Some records
────────
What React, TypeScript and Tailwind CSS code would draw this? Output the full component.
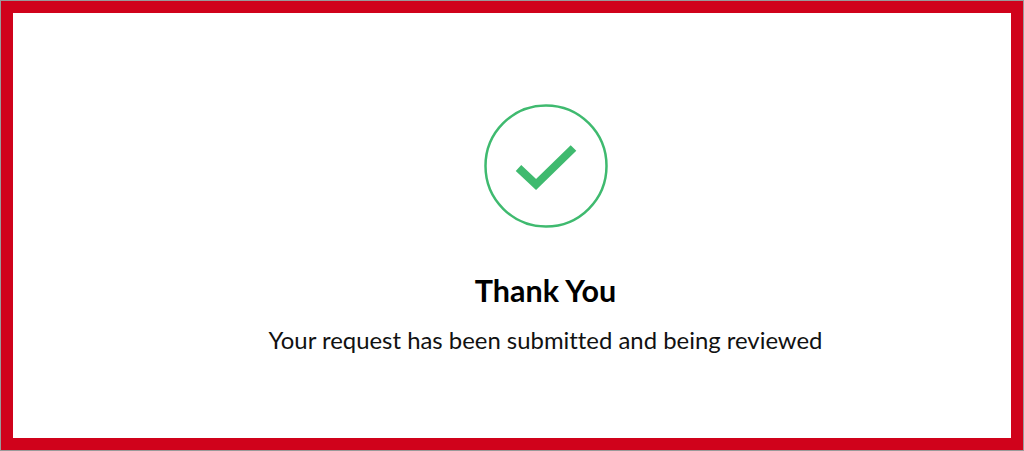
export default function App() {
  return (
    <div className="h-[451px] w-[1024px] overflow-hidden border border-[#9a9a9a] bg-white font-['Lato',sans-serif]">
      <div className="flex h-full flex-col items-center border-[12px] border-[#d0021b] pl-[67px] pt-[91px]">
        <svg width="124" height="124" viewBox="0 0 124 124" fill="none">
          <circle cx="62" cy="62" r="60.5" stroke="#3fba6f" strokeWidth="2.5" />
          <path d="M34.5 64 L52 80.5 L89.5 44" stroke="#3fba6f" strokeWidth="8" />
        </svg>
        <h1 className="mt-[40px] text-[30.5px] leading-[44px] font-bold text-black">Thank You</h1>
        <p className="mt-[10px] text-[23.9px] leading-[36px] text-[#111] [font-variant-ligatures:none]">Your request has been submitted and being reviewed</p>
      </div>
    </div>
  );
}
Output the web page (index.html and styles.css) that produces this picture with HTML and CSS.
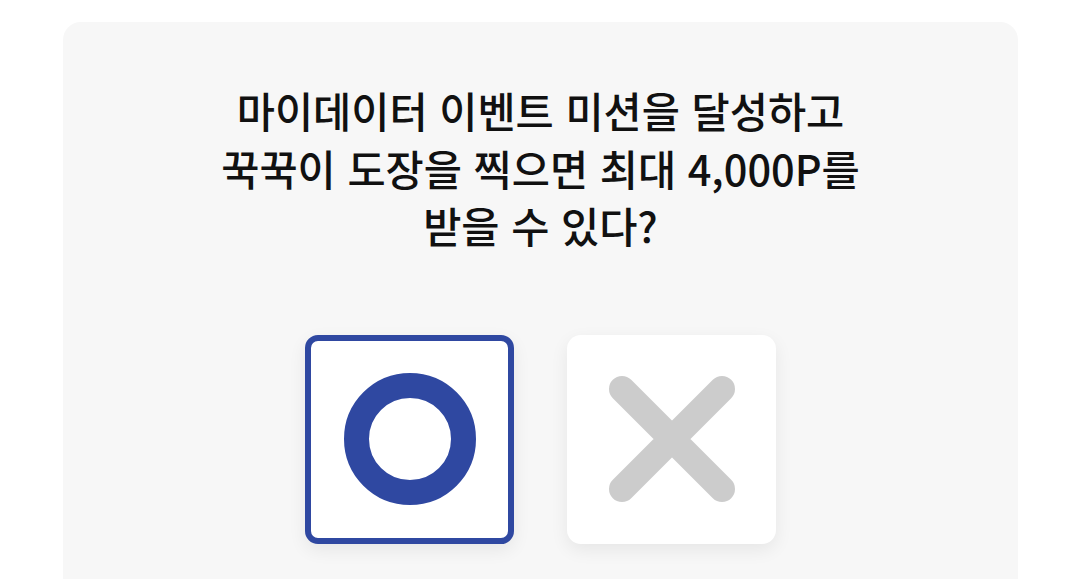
────────
Working from the material above, transcribe it exactly while omitting pictures.

What React, TypeScript and Tailwind CSS code would draw this? Output the full component.
export default function App() {
  return (
    <div className="h-[451px] w-[1024px] overflow-hidden border border-[#9a9a9a] bg-white font-['Lato',sans-serif]">
      <div className="flex h-full flex-col items-center border-[12px] border-[#d0021b] pl-[67px] pt-[91px]">
        <svg width="124" height="124" viewBox="0 0 124 124" fill="none">
          <circle cx="62" cy="62" r="60.5" stroke="#3fba6f" strokeWidth="2.5" />
          <path d="M34.5 64 L52 80.5 L89.5 44" stroke="#3fba6f" strokeWidth="8" />
        </svg>
        <h1 className="mt-[40px] text-[30.5px] leading-[44px] font-bold text-black">Thank You</h1>
        <p className="mt-[10px] text-[23.9px] leading-[36px] text-[#111] [font-variant-ligatures:none]">Your request has been submitted and being reviewed</p>
      </div>
    </div>
  );
}
Output the web page (index.html and styles.css) that produces this picture with HTML and CSS.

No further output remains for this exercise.